Nach diesen Änderungen wurde ein neues Wiki namens All The Tropes gegründet, das ab 2013 den gesamten Inhalt von TV Tropes als Abspaltung mit der ursprünglichen CC-BY-SA-Lizenz übernahm.[12]
Im November 2014 verließ Fast Eddie TV Tropes, seitdem leiten Chris Richmond und Drew Schoentrup das Unternehmen.[13] Mit einer Crowdfunding-Kampagne sammelten sie über 100.000 US-Dollar, um die Webseite technisch zu überarbeiten.[14]
Ursprünglich analysierte die Seite vor allem Fernsehproduktionen,[15] was sich noch heute in ihrem Namen ausdrückt. Mittlerweile werden auf der Seite fiktionale Werke in fast allen Medien und Genres gesammelt und untersucht. Dazu zählen zum Beispiel Filme, Romane, Bühnenwerke, Computer- und Gesellschaftsspiele, Anime und Manga, Comics, Fan-Fiction, Wrestling, Werbung, Audio-Produktionen, bildende Künste, Märchen oder Mythen. Außerdem werden auch nicht-fiktionale Themen wie Onlinemedien, Religion, Sport, Spielzeuge, Freizeitparks oder allgemein Dinge oder Ereignisse im „Real Life“ behandelt.
Die Website enthält vor allem Einträge zu Werken und Motiven, den tropes. Ein Artikel über ein Werk enthält eine kurze Zusammenfassung oder Beschreibung, zusammen mit einer Liste der dort entdeckten tropes. Die trope-Seiten bilden die Umkehrung dazu: Sie beschreiben den Topos und enthalten dann eine Liste der Anwendungen dieses Motivs in verschiedenen Werken.[15] Der Eintrag Captain Obvious beschreibt beispielsweise einen Hinweis auf eine offensichtliche Tatsache, also eine selbstverständliche und überflüssige Aussage. Der Artikel führt auf, dass dieses Stilmittel beispielsweise in einem Programm des Komikers Dara Ó Briain,[16] in dem Märchen „Des Kaisers Nachtigall“,[17] in der Serie Homestar Runner oder in der Wikipedia verwendet wird.[18] Neben der ursprünglichen Verwendung des Motivs („straight“) können sie auch Fälle umfassen, in denen es überspitzt, parodiert, invertiert, impliziert oder dekonstruiert wird.[19]

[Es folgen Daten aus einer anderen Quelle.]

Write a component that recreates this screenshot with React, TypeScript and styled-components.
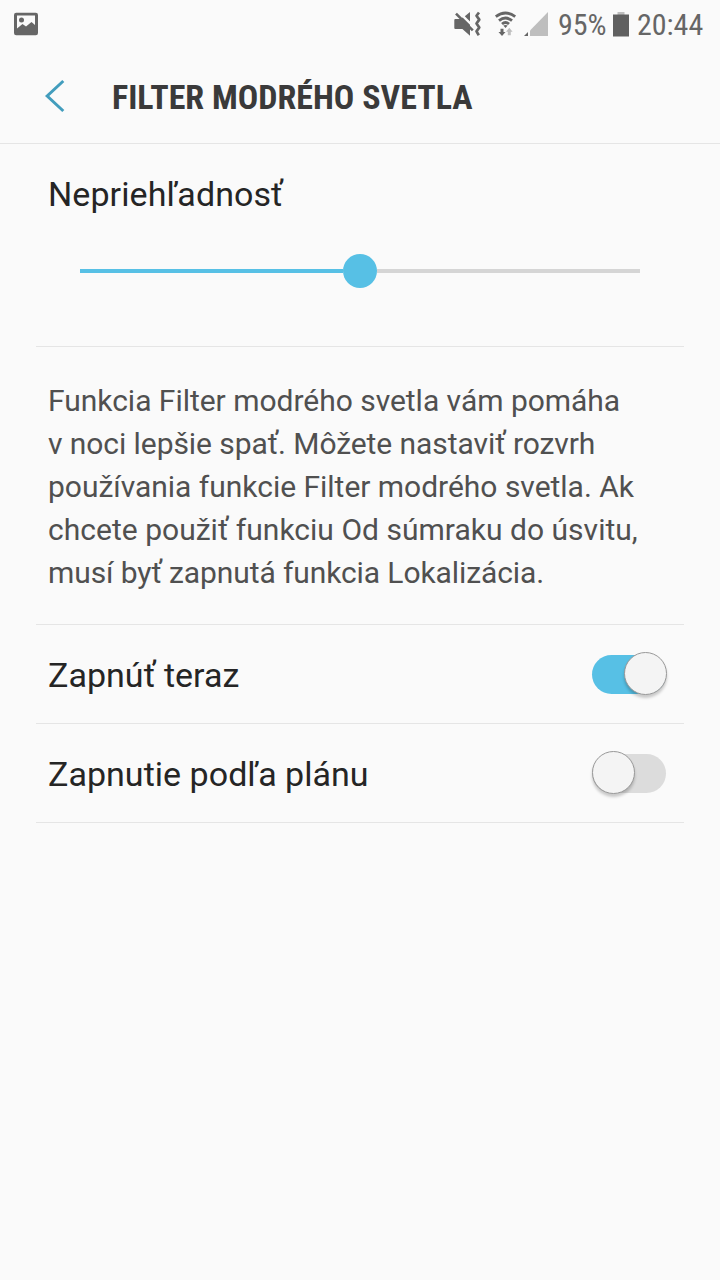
import React, { useState } from 'react';
import styled, { createGlobalStyle } from 'styled-components';

const GlobalStyle = createGlobalStyle`
  * { box-sizing: border-box; }
  body { margin: 0; background: #fafafa; }
`;

const Screen = styled.main`
  width: 720px;
  height: 1280px;
  background: #fafafa;
  color: #252525;
  font-family: Roboto, sans-serif;
  overflow: hidden;
`;

const StatusBar = styled.div`
  height: 48px;
  display: flex;
  align-items: center;
  justify-content: space-between;
  padding: 0 16px 0 14px;
`;

const StatusGroup = styled.div`
  display: flex;
  align-items: center;
`;

const Icon = styled.svg<{ $gap?: number }>`
  display: block;
  flex: none;
  margin-right: ${({ $gap = 0 }) => $gap}px;
`;

const StatusText = styled.span<{ $width: number }>`
  width: ${({ $width }) => $width}px;
  font: 400 30px/48px 'Roboto Condensed', Roboto, sans-serif;
  font-stretch: 75%;
  color: #666;
  white-space: nowrap;
  padding-top: 2px;
`;

const Header = styled.header`
  height: 96px;
  display: flex;
  align-items: center;
  padding-left: 44px;
  border-bottom: 1px solid #e5e5e5;
`;

const BackButton = styled.button`
  width: 68px;
  padding: 0;
  border: 0;
  background: none;
`;

const Title = styled.h1`
  margin: 0;
  font: 700 34px/40px 'Roboto Condensed', Roboto, sans-serif;
  font-stretch: 75%;
  color: #3a3a3a;
  white-space: nowrap;
  padding-top: 3px;
`;

const Section = styled.section<{ $height: number }>`
  height: ${({ $height }) => $height}px;
  margin: 0 36px;
  padding: 0 12px;
  border-bottom: 1px solid #e5e5e5;
`;

const Label = styled.div`
  font-size: 34px;
  line-height: 40px;
  letter-spacing: 0.03px;
  white-space: nowrap;
`;

const OpacityLabel = styled(Label)`
  padding-top: 30px;
  letter-spacing: 0.08px;
`;

const RowLabel = styled(Label)`
  padding-top: 2px;
`;

const Track = styled.div`
  display: flex;
  align-items: center;
  height: 34px;
  margin: 40px 32px 0;
`;

const Segment = styled.div<{ $filled?: boolean }>`
  flex: 1;
  height: 4px;
  background: ${({ $filled }) => ($filled ? '#57c0e5' : '#d5d5d5')};
`;

const Thumb = styled.div`
  width: 34px;
  height: 34px;
  border-radius: 50%;
  background: #57c0e5;
`;

const Description = styled.p`
  margin: 0;
  padding-top: 32px;
  font-size: 30px;
  line-height: 43px;
  color: #505050;
  white-space: nowrap;
`;

const Line = styled.span<{ $tracking: number }>`
  display: block;
  letter-spacing: ${({ $tracking }) => $tracking}px;
`;

const Row = styled(Section)`
  display: flex;
  align-items: center;
  justify-content: space-between;
  padding-right: 18px;
`;

const Switch = styled.button<{ $on: boolean }>`
  display: flex;
  align-items: center;
  justify-content: ${({ $on }) => ($on ? 'flex-end' : 'flex-start')};
  width: 74px;
  height: 39px;
  padding: 0;
  border: 0;
  border-radius: 20px;
  background: ${({ $on }) => ($on ? '#57c0e5' : '#dcdcdc')};
`;

const Knob = styled.span<{ $on: boolean }>`
  flex: none;
  width: 43px;
  height: 43px;
  margin: -2px ${({ $on }) => ($on ? -1 : 0)}px 0 0;
  border: 1px solid #999;
  border-radius: 50%;
  background: #f4f4f4;
  box-shadow: 0 3px 3px rgba(0, 0, 0, 0.2);
`;

const StatusIcons = () => (
  <>
    <Icon width="28" height="28" viewBox="453 10 28 28" $gap={13}>
      <path d="M454.300 20q0-1 1-1h5.500l1.800-1.600 7.400 7.400v11l-7.600-6.800h-7.100q-1 0-1-1z M464.800 16.300l5.200-4.300v9.500z" fill="#666" />
      <path d="M456 13.600l16.800 16.800" stroke="#666" strokeWidth="2.600" />
      <path d="M479 12.500l-2.500 3.300 2.800 3.800-2.800 3.900 2.800 4-2.800 3.900 2.300 3.800" stroke="#666" strokeWidth="2.700" fill="none" strokeLinejoin="round" />
    </Icon>
    <Icon width="24" height="28" viewBox="494 10 24 28" $gap={6}>
      <g fill="none" stroke="#666" strokeWidth="2.800">
        <path d="M495.800 16.600q9.700-7.200 19.400 0M499 20.700q6.500-5.400 13 0M502 24q3.500-3 7 0" />
      </g>
      <path d="M503.300 25.500q2.200-1.200 4.400 0l-2.200 2.500z" fill="#666" />
      <path d="M500.500 28.700h3v3.300h2l-3.500 4-3.500-4h2z" fill="#666" />
      <path d="M507.800 35.300v-3.500h-1.800l3.300-4 3.300 4h-1.800v3.500z" fill="#bebebe" />
    </Icon>
    <Icon width="26" height="28" viewBox="524 10 26 28" $gap={8}>
      <path d="M530 30.500L548 12v24h-18z" fill="#bebebe" />
      <path d="M524 36l4-4v4z" fill="#666" />
    </Icon>
  </>
);

const Toggle = ({ initial, label }: { initial: boolean; label: string }) => {
  const [on, setOn] = useState(initial);
  return (
    <Row $height={99}>
      <RowLabel>{label}</RowLabel>
      <Switch $on={on} role="switch" aria-checked={on} aria-label={label} onClick={() => setOn(!on)}>
        <Knob $on={on} />
      </Switch>
    </Row>
  );
};

export default function App() {
  return (
    <Screen>
      <GlobalStyle />
      <StatusBar>
        <Icon width="24" height="24" viewBox="0 0 24 24">
          <rect width="24" height="22.500" y="0.800" rx="2.200" fill="#666" />
          <path d="M3 3.500h18v9.500l-3.500-3-5.500 4.500-3.500-2.500-5.500 4.500z" fill="#fafafa" />
          <circle cx="7.500" cy="8" r="2.500" fill="#666" />
        </Icon>
        <StatusGroup>
          <StatusIcons />
          <StatusText $width={55}>95%</StatusText>
          <Icon width="16" height="26" viewBox="0 0 16 26" $gap={8}>
            <path d="M4.500 1h7v3h-7z" fill="#bebebe" />
            <path d="M0 3.500h16v22H0z" fill="#606060" />
          </Icon>
          <StatusText $width={67}>20:44</StatusText>
        </StatusGroup>
      </StatusBar>
      <Header>
        <BackButton aria-label="Späť">
          <Icon width="22" height="34" viewBox="0 0 22 34">
            <path d="M19.300 2L3.200 17l16.100 15" fill="none" stroke="#429dbd" strokeWidth="3" />
          </Icon>
        </BackButton>
        <Title>FILTER MODRÉHO SVETLA</Title>
      </Header>
      <Section $height={203}>
        <OpacityLabel>Nepriehľadnosť</OpacityLabel>
        <Track>
          <Segment $filled />
          <Thumb />
          <Segment />
        </Track>
      </Section>
      <Section $height={278}>
        <Description>
          <Line $tracking={-0.025}>Funkcia Filter modrého svetla vám pomáha</Line>
          <Line $tracking={-0.07}>v noci lepšie spať. Môžete nastaviť rozvrh</Line>
          <Line $tracking={-0.02}>používania funkcie Filter modrého svetla. Ak</Line>
          <Line $tracking={0.02}>chcete použiť funkciu Od súmraku do úsvitu,</Line>
          <Line $tracking={-0.1}>musí byť zapnutá funkcia Lokalizácia.</Line>
        </Description>
      </Section>
      <Toggle initial label="Zapnúť teraz" />
      <Toggle initial={false} label="Zapnutie podľa plánu" />
    </Screen>
  );
}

Zusätzlich gibt es weitere Kategorien und Namensräume, die zusätzliche Funktionen und Informationen bieten.[20] Neben dem Hauptnamensraum (oft „Main“) werden beispielsweise unter der Bezeichnung „Your Mileage May Vary“ (kurz YMMV, auf Deutsch etwa ‚deine Meinung mag anders sein‘) subjektive Bewertungen, Fan-Reaktionen und Meinungen gesammelt.[21] Auch die unterschiedlichen Sprachversionen werden so umgesetzt, insgesamt gibt es Artikel in 15 verschiedenen Sprachen.[22] Die meisten Inhalte sind allerdings nur auf englisch verfasst.
Mit etwa 500.000 Artikeln gilt TV Tropes als eines der größten Wikis, das nicht auf MediaWiki aufbaut.[23]

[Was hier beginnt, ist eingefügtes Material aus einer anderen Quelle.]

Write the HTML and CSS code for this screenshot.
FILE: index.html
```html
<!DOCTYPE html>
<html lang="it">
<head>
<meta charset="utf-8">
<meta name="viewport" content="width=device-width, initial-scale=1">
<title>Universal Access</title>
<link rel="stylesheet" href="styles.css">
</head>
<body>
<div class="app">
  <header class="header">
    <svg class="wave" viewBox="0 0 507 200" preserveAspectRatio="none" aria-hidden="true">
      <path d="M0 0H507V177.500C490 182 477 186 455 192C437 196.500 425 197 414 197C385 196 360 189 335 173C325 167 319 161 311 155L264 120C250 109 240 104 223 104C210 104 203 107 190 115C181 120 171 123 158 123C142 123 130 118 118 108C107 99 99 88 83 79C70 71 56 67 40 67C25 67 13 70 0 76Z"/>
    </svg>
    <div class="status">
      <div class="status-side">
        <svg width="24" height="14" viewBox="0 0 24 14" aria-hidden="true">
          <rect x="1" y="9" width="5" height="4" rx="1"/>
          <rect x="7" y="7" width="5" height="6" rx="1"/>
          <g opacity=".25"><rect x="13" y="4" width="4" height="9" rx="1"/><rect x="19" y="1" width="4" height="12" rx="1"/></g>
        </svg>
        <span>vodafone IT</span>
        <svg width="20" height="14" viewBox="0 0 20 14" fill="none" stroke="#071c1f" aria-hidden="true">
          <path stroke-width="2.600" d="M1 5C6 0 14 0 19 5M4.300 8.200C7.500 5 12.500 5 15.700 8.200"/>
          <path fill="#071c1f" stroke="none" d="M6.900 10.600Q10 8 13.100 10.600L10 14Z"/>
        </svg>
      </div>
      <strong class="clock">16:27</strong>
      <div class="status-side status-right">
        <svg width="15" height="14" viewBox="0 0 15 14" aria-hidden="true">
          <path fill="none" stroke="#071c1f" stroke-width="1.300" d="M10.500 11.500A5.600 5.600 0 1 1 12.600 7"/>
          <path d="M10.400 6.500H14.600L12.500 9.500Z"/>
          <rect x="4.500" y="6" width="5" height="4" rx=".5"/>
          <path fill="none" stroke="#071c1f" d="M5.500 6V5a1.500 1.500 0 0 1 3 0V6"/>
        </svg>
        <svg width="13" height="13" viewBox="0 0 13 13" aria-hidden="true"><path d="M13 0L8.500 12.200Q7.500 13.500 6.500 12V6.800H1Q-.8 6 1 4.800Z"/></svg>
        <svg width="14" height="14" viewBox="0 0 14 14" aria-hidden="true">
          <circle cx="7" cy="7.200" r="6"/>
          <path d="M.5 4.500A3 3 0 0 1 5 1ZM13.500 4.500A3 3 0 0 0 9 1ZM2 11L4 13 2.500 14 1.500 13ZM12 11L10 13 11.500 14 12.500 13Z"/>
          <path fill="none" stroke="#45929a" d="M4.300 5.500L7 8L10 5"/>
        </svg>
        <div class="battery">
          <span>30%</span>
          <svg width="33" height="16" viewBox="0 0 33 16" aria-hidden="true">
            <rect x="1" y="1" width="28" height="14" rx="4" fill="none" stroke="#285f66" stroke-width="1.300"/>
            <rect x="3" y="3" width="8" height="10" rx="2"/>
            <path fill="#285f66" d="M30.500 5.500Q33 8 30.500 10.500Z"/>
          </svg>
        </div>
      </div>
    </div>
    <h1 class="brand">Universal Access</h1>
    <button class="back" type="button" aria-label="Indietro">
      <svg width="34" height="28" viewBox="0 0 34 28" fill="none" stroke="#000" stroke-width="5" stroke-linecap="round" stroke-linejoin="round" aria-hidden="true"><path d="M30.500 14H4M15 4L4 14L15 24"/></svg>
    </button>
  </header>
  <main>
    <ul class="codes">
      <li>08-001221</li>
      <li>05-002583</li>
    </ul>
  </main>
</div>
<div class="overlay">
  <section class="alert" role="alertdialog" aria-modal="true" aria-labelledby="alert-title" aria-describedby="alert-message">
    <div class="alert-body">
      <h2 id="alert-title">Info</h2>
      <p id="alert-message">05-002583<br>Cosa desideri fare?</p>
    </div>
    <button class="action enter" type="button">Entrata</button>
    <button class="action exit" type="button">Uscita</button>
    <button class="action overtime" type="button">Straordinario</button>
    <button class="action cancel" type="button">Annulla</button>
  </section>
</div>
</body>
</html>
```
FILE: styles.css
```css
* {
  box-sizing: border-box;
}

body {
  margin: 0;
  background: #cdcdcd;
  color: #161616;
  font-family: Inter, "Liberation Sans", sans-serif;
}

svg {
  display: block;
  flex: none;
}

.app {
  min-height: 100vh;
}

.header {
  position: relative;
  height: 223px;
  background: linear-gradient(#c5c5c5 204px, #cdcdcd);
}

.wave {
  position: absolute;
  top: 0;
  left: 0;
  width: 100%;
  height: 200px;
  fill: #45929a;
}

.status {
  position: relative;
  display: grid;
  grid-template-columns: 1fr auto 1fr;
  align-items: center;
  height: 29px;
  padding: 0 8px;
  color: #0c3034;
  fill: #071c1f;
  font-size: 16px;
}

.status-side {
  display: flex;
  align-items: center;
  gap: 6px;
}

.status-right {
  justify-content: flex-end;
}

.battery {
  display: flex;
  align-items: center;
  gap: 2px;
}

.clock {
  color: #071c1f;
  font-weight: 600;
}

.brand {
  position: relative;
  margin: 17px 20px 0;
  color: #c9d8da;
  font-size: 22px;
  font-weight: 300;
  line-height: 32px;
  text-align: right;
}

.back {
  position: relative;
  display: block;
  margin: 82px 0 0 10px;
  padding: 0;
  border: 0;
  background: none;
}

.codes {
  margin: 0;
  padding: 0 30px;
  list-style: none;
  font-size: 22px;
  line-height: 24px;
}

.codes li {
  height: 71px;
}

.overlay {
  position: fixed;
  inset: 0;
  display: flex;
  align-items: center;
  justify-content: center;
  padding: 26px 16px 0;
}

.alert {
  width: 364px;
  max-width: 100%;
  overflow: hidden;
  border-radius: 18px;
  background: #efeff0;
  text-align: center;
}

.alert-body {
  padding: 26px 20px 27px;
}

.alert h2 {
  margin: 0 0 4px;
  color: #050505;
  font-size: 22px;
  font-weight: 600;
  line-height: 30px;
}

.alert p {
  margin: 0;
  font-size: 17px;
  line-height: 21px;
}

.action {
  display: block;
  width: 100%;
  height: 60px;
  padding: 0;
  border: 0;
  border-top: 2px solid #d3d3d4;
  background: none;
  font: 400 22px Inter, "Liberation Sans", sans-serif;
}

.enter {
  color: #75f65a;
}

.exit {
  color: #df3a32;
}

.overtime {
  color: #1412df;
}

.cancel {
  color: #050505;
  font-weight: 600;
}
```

Als Wiki werden die Inhalte der Webseite von den Nutzerinnen und Nutzern kollaborativ geschrieben.[24] Seit dem „Google Incident“ im Oktober 2010 ist das Bearbeiten einer Seite nur noch mit einem Benutzerkonto möglich.[4] Die Verwaltung der Seite ist in mehreren Ebenen organisiert: Unter den Administratoren, den bezahlten Mitarbeitenden der Webseite, gibt es eine Gruppe von freiwilligen Moderatoren, die das Wiki und das Forum betreuen. Daneben gibt es noch weitere administrative Rollen.[25]
Im Gegensatz beispielsweise zur Wikipedia gibt es bei TVTropes keine Anforderungen an die Relevanz eines Werkes. Aussagen müssen auch nicht durch Belege nachgewiesen werden.[3] Als Projekt von und für Fans soll die Webseite und die Mitarbeit daran vor allem unterhaltend sein und Spaß machen.[24] Der Schreibstil der Einträge ist daher nicht wissenschaftlich, sondern eher informell und humorvoll.[15] Der Science-Fiction-Autor Bruce Sterling meint, einige der Artikel seien für trockene Fan-Fiction-Analysen überraschend gut geschrieben.[26] Einem Kommentator zufolge ermöglicht die Herangehensweise von TV Tropes, dort die pikanten Details und Meinungen zu finden, die in der Wikipedia oft nicht auftauchten.[27]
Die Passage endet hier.